New Table: derivative_assets

CREATE TABLE IF NOT EXISTS derivative_assets (
    id SERIAL PRIMARY KEY,
    tracking_id VARCHAR(6) NOT NULL REFERENCES master_assets(tracking_id),
    master_asset_id INTEGER REFERENCES master_assets(id),
    dam_asset_id VARCHAR(255) NOT NULL,
    derivative_filename VARCHAR(500) NOT NULL,
    uploaded_at TIMESTAMP DEFAULT CURRENT_TIMESTAMP,
    upload_status VARCHAR(50) DEFAULT 'completed',
    retry_count INTEGER DEFAULT 0,
    last_error TEXT,
    UNIQUE(tracking_id, derivative_filename)
);

CREATE INDEX idx_derivative_tracking ON derivative_assets(tracking_id);
CREATE INDEX idx_derivative_dam_asset ON derivative_assets(dam_asset_id);

⚙️ Configuration Files

Main Config (config/config.yaml)

# Environment (set via ENV variable: staging or production)
environment: ${ENV:-staging}

# Include environment-specific overrides
include: config/environments/${ENV:-staging}.yaml

# DAM Configuration
dam:
  base_url: ${DAM_BASE_URL}
  auth_url: ${DAM_AUTH_URL}
  client_id: ${DAM_CLIENT_ID}
  client_secret: ${DAM_CLIENT_SECRET}
  timeout_seconds: 120

# Box Configuration
box:
  enterprise_id: 43984435
  client_id: ${BOX_CLIENT_ID}
  client_secret: ${BOX_CLIENT_SECRET}
  jwt_key_id: ${BOX_JWT_KEY_ID}
  rsa_private_key_path: ${BOX_PRIVATE_KEY_PATH}
  passphrase: ${BOX_PASSPHRASE}
  root_folder_id: 348304357505
  webhook_signature_keys:
    - ${BOX_PRIMARY_KEY}
    - ${BOX_SECONDARY_KEY}

# Database Configuration
database:
  host: ${DB_HOST:-localhost}
  port: ${DB_PORT:-5433}
  database: ferrero_tracking
  user: ${DB_USER}
  password: ${DB_PASSWORD}

# Polling Configuration (A1→A2)
polling:
  enabled: true
  interval_seconds: 300  # 5 minutes
  max_campaigns_per_run: 10

# Webhook Configuration (A2→A3)
webhook:
  enabled: true
  host: 0.0.0.0
  port: 5000
  validate_signatures: true

# Webhooks to Call (Outgoing)
webhooks:
  campaign_status_update:
    enabled: true
    url: ${CAMPAIGN_STATUS_WEBHOOK_URL}
    timeout_seconds: 10
    retry_on_failure: true
    auth:
      type: bearer  # bearer, basic, none
      token: ${WEBHOOK_AUTH_TOKEN}

# Retry Configuration
retry:
  max_attempts: 3
  backoff: exponential
  initial_delay_seconds: 5
  max_delay_seconds: 60
  retryable_http_codes: [429, 500, 502, 503, 504]

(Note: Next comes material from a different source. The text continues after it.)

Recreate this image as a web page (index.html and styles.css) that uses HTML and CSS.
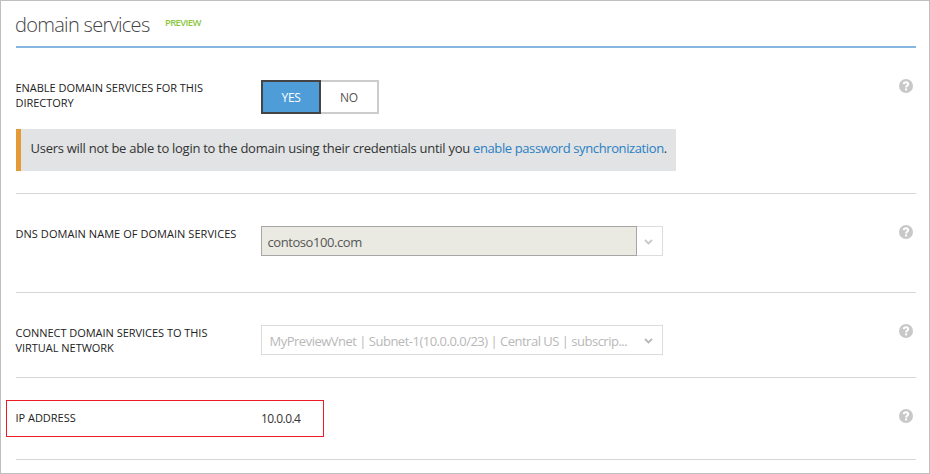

# Notification Configuration
notifications:
  enabled: true
  mailgun:
    api_key: ${MAILGUN_API_KEY}
    domain: ${MAILGUN_DOMAIN}
  recipients:
    success:
      - team@ferrero.com
      - agency@example.com
    errors:
      - admin@ferrero.com
      - it-support@ferrero.com
    critical:
      - oncall@ferrero.com
  templates_path: config/email_templates.yaml

# Logging Configuration
logging:
  level: INFO
  format: "%(asctime)s - %(name)s - %(levelname)s - %(message)s"
  handlers:
    file:
      filename: logs/app.log
      max_bytes: 10485760  # 10MB
      backup_count: 5
    console:
      enabled: true

# Field Configuration (EASY TO EDIT!)
fields:
  mappings_file: config/field_mappings.yaml

# Temp File Configuration
temp:
  directory: temp/downloads
  cleanup_after_hours: 24
  max_size_mb: 1000

Webhook Configuration (config/webhooks.yaml)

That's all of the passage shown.